The Patriot Technicolour Yawns Again

Last night two things happened.  I watched Death in Brunswick which is a classic Australian black humour comedy, (images of John Clarke contentedly stomping on the mucousy remains of Mrs. DeMarco to make room in the coffin for the body of a murdered man will probably never leave me), and was revisited by the technicolour yawn.  Now, for those of you who are NOT Australian, and I do believe that a couple of you aren't, this latter phrase is an Australian idiom birthed in the early 1960s meaning... as tastefully as is humanly possible... vomit.  Yes, the stomach bug is still alive and kicking, much to my annoyance.  I am on a strict diet of ultimate-bland.  I think everything that has entered my body today was either white or beige in colour, and I am craving more furiously than I have ever craved for strawberry yoghurt, a ripe mandarine, and the Easter eggs I saved from last week. 
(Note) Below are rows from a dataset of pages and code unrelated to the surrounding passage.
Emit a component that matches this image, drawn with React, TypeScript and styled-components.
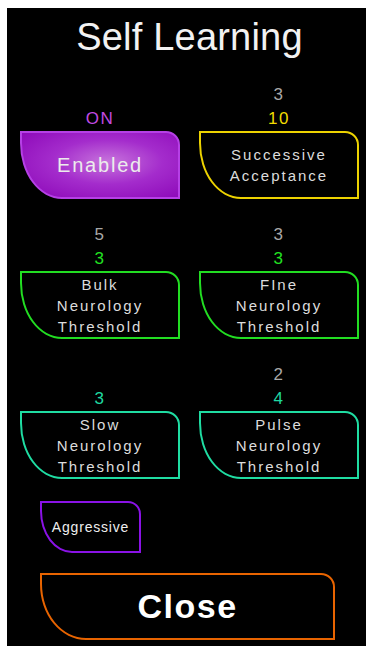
import React from "react";
import styled, { createGlobalStyle } from "styled-components";

const GlobalStyle = createGlobalStyle`
  html, body {
    margin: 0;
    padding: 0;
    background: #ffffff;
  }
  body {
    font-family: "Liberation Sans", Arial, sans-serif;
  }
`;

const Panel = styled.div`
  margin: 8px 0 0 7px;
  width: 359px;
  height: 638px;
  background: #000;
  box-sizing: border-box;
  padding: 0 7px 0 13px;
  display: flex;
  flex-direction: column;
`;

const Title = styled.h1`
  margin: 0;
  height: 60px;
  line-height: 58px;
  text-align: center;
  font-size: 38px;
  font-weight: 400;
  color: #f2f2f2;
  letter-spacing: 0.2px;
`;

const Grid = styled.div`
  margin-top: 15px;
  display: grid;
  grid-template-columns: 160px 160px;
  column-gap: 19px;
  row-gap: 24px;
`;

const Cell = styled.div`
  display: flex;
  flex-direction: column;
  align-items: stretch;
`;

const Label = styled.div<{ $color: string }>`
  height: 24px;
  line-height: 24px;
  text-align: center;
  font-size: 17px;
  letter-spacing: 1.5px;
  color: ${(p) => p.$color};
`;

const ShapeButton = styled.button<{ $color: string; $filled?: boolean }>`
  box-sizing: border-box;
  width: 100%;
  height: 68px;
  padding: 0;
  border: 2px solid ${(p) => p.$color};
  border-radius: 0 14px 0 0 / 0 14px 0 0;
  border-bottom-left-radius: 42px 56px;
  background: ${(p) =>
    p.$filled
      ? "radial-gradient(ellipse at 55% 45%, #c774dc 0%, #a42ccc 45%, #8a04b6 100%)"
      : "#000"};
  color: ${(p) => (p.$filled ? "#ececec" : "#dcdcdc")};
  font-family: "Liberation Sans", Arial, sans-serif;
  font-size: ${(p) => (p.$filled ? "20px" : "15px")};
  letter-spacing: ${(p) => (p.$filled ? "1.8px" : "2px")};
  line-height: 21px;
  text-align: center;
  display: flex;
  align-items: center;
  justify-content: center;
  white-space: pre-line;
  cursor: pointer;
`;

const Bottom = styled.div`
  margin-top: 22px;
  padding-left: 20px;
  display: flex;
  flex-direction: column;
  align-items: flex-start;
  gap: 20px;
`;

const SmallButton = styled(ShapeButton)`
  width: 101px;
  height: 52px;
  font-size: 14px;
  letter-spacing: 0.8px;
  border-top-right-radius: 13px;
  border-bottom-left-radius: 32px 42px;
  color: #eeeeee;
`;

const CloseButton = styled(ShapeButton)`
  width: 295px;
  height: 67px;
  font-size: 34px;
  font-weight: 700;
  letter-spacing: 1.5px;
  color: #ffffff;
  border-bottom-left-radius: 46px 56px;
  border-top-right-radius: 14px;
`;

type Item = {
  top?: string;
  value: string;
  valueColor: string;
  border: string;
  text: string;
  filled?: boolean;
};

const items: Item[] = [
  { value: "ON", valueColor: "#c24ae0", border: "#b640e6", text: "Enabled", filled: true },
  { top: "3", value: "10", valueColor: "#f2dc00", border: "#ecd200", text: "Successive\nAcceptance" },
  { top: "5", value: "3", valueColor: "#22e022", border: "#22dd22", text: "Bulk\nNeurology\nThreshold" },
  { top: "3", value: "3", valueColor: "#22e022", border: "#22dd22", text: "FIne\nNeurology\nThreshold" },
  { value: "3", valueColor: "#1fd8a0", border: "#1fdca2", text: "Slow\nNeurology\nThreshold" },
  { top: "2", value: "4", valueColor: "#1fd8a0", border: "#1fdca2", text: "Pulse\nNeurology\nThreshold" },
];

export default function App() {
  return (
    <>
      <GlobalStyle />
      <Panel>
        <Title>Self Learning</Title>
        <Grid>
          {items.map((it, i) => (
            <Cell key={i}>
              <Label $color="#a8a8a8">{it.top ?? ""}</Label>
              <Label $color={it.valueColor}>{it.value}</Label>
              <ShapeButton $color={it.border} $filled={it.filled}>
                {it.text}
              </ShapeButton>
            </Cell>
          ))}
        </Grid>
        <Bottom>
          <SmallButton $color="#8a12e6">Aggressive</SmallButton>
          <CloseButton $color="#e86400">Close</CloseButton>
        </Bottom>
      </Panel>
    </>
  );
}
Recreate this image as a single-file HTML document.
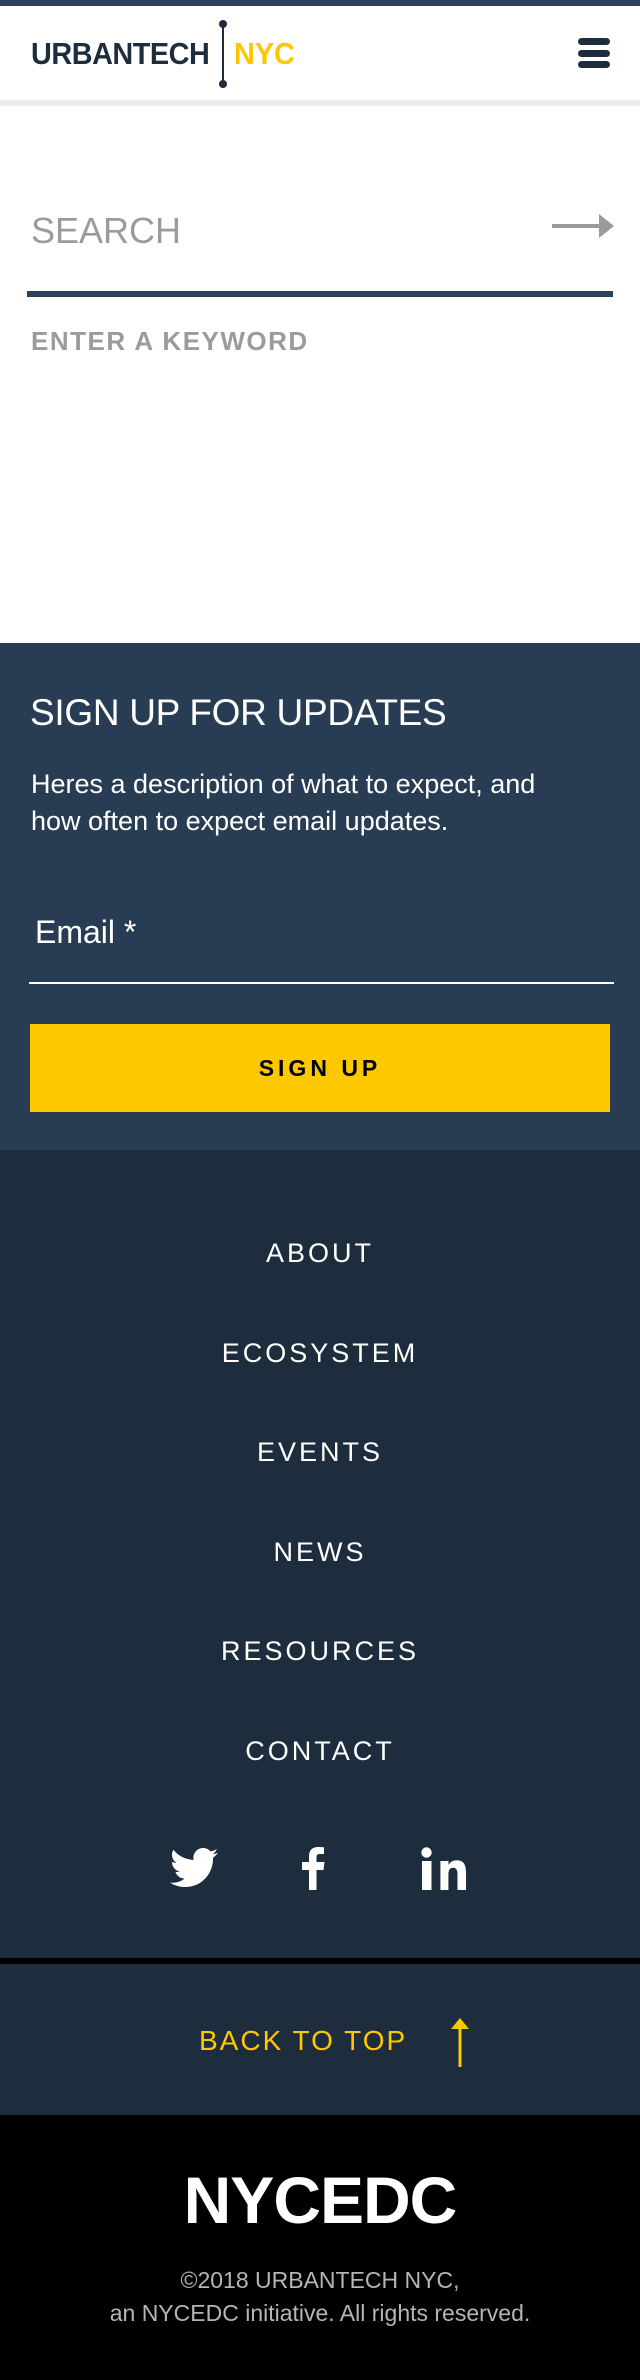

But I think that these last couple of days have been almost good to me.  My dears, I really do.  Writing a column on the self-mocking and black humoured side to Australian humour and how it reflects the Australian identity, has obviously meant I've had to look deeply into the matter.  And to tell you the utmost truth, as I try to, I am actually proud of what I've seen.  Even watching John Clarke stomp on Mrs DeMarco's remains has made me feel pretty patriotic, which is a nice thing for me.  I'm always, even now, saying things like, "when I live in Scotland, we will milk the goat in my back paddock to have milk in our tea" and "I will write to you to tell you exactly what proper French croissants taste like while I teach there" and "I can't wait to walk down my street and know that Sherlock Holmes once stood at that very corner in the thirty-second story" etcetera etcetera and so forth, but never do I think of staying in Australia.  But this weekend has done me in.  Usually the only thing that could make me feel patriotic was the kookaburras, when once every four months or so they'd condescend to give us a tune.  Right now, I am very happy.  And even the technicolour yawn get me down.  (And don't you think that the title of this post would make a great new frontline?)